When my children grew older and we came to live in Oxford I lost much of the incentive to cook. They were off doing their own thing a lot of the time and I was busy remaking my life. Cooking became much more of a simple necessity rather than a creative pastime. For a while I did have the occasional lunch or dinner party, where the wine and conversation flowed with copious extravagance, but then life got much busier and I didn’t have time for all the preparation and the aftermath. It became easier to eat out and be spared the wreckage of the clearing up next day. Washing up while beleaguered by a hangover is at best a surreal experience, and at worst a severely depressing one. Like the days of my roseate writing womb, this period in my life is also a long time ago now. It was before I trained to be a psychotherapist and became a rather serious person. Just kidding. I don’t think I ever could be entirely that.
Time went by, as by now you’ve probably gathered. Much water passed under the bridge – an appropriate metaphor for a life lived in such close proximity to the River Isis that flows so dark and deep beneath Oxford’s Magdalen Bridge. But this isn’t intended to be a memoir so I won’t go into details. Instead I’ll return to the subject of cooking – my theme for today. When my joy in cooking resurrected in more recent years it came as something of a surprise to me. It started in a sneaky way, with a return to baking cakes. Once again, the house filled with the variously comforting odours of allspice, orange zest, lemons and ginger – and then eventually I rediscovered the art of making perfect chocolate brownies. In fact, it’s amazing how many variations on a theme there are when it comes to cakes involving chocolate. Well, anything involving chocolate, really. But again, I digress… I actually wanted to write about soup.
One of the many things I learned during those formative years between the glory days of my hungover post-party renovations and now was the practice of mindfulness meditation. It came inevitably with the territory of psychotherapy. It began with sitting meditation, and then walking meditation (which had me collapsed in fits of giggles the first few times I attempted it, until I stopped thinking of the Ministry of Funny Walks and got the point.) And then, after a while of it, I realised that everything can be a meditation.
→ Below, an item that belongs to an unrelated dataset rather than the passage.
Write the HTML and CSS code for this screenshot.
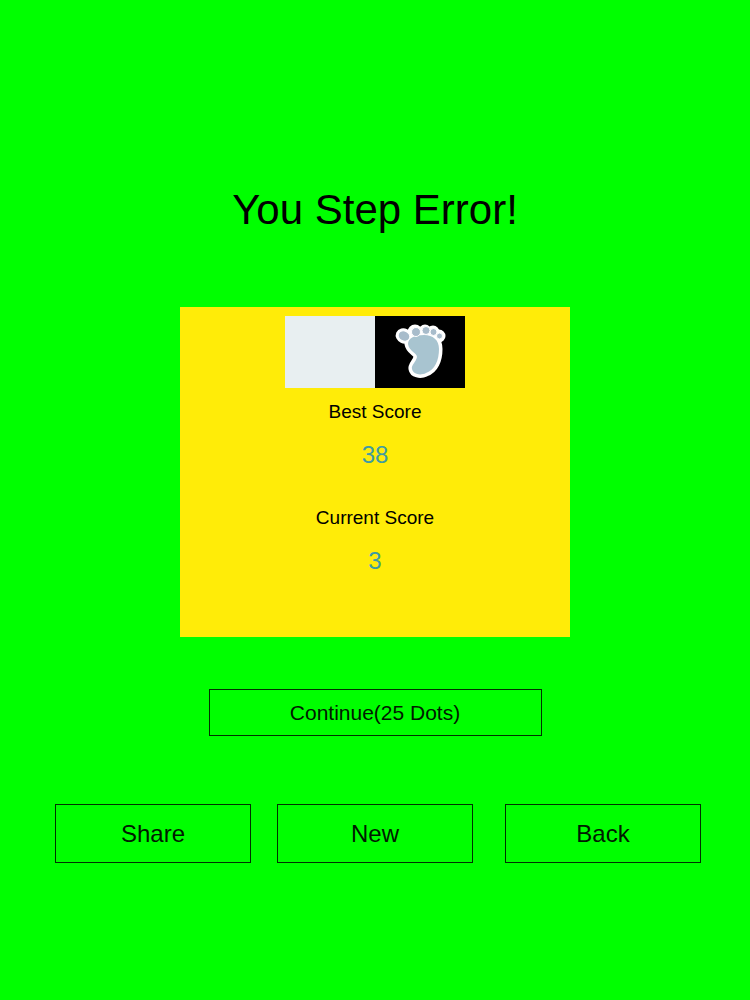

Standing at a bus stop, eating an apple, drinking a cup of tea, filing your nails, washing up, cleaning the kitchen floor (when you share a house with a cat there’s an awful lot of that.) In fact, more or less everything you do can be done mindfully: paying attention to your breathing and to each small step of the process, being utterly present to the moment as it passes effortlessly into the next. But there are two such mindful meditations that for me are the happiest – one is gardening, and the other is making soup.
I realised the first time it happened what an incredible blessing it was, this simple and yet somehow profoundly miraculous process of culinary creation. It begins with choosing the vegetables (ideally organic ones, at best from your own garden, but otherwise from the market.) The colours have to be right, to complement one another as they sit on your kitchen counter waiting for the knife. Don’t vegetables have the most amazing colours? I love the way the butternut squash and sweet potato glide softly through the orange spectrum to meet their match with the carrots. And the pale buttermilk cream of the parsnips offset by the cooler white and green of the leeks. And there, snugly nestling between them are the purple skinned red onions, glossy and bright, with sweet fire in their belly. No soup would be complete without them.
As I peel and chop the vegetables, I enjoy the gentle rhythm of the knife against the board, observing the steady transformation from one state of vegetable being to another… the unclothed, diced vegetable has a quite different character from the jaunty one wearing its protective skin. My thoughts are all focused on this one operation, my breathing steady, my mind quiet. I and the vegetables are as one, although I am not the leeks and onions gently melting in the virgin olive oil, nor the colourful cascade of other vegetables that follow. Nevertheless we are engaged together in this business of making soup. As the heat rises through the stock and bubbles away, humming to itself a song that promises future nourishment, the wonderful smell of all these elements mingled together is like a heavenly choir of aroma. Or am I being fanciful? By now hunger is leaking round the edges of my mindfulness, but I can be mindfully hungry. Even that can be a meditation.
Eventually, the concoction has simmered long enough to be ready for the next part. This requires a potato masher and a strong arm. No, I don’t use a blender – or a food processor. They would ruin the whole thing. This is an organic process, from start to finish. Me and the vegetables and my nascent appetite. We don’t want anything mechanical getting in the way of that. Finally, we are ready. The soup is done. I transfer just enough of it to my favourite bowl, the one just right for eating soup. I spread a slice of Irish soda bread with butter. I sit with my spoon ready, anticipating the first mouthful, marvelling as I always do that this is what food is all about – the wonder of turning simple ingredients into something that fills the belly with gratitude and love.
So this is my soup meditation. Life is beautiful and all is well.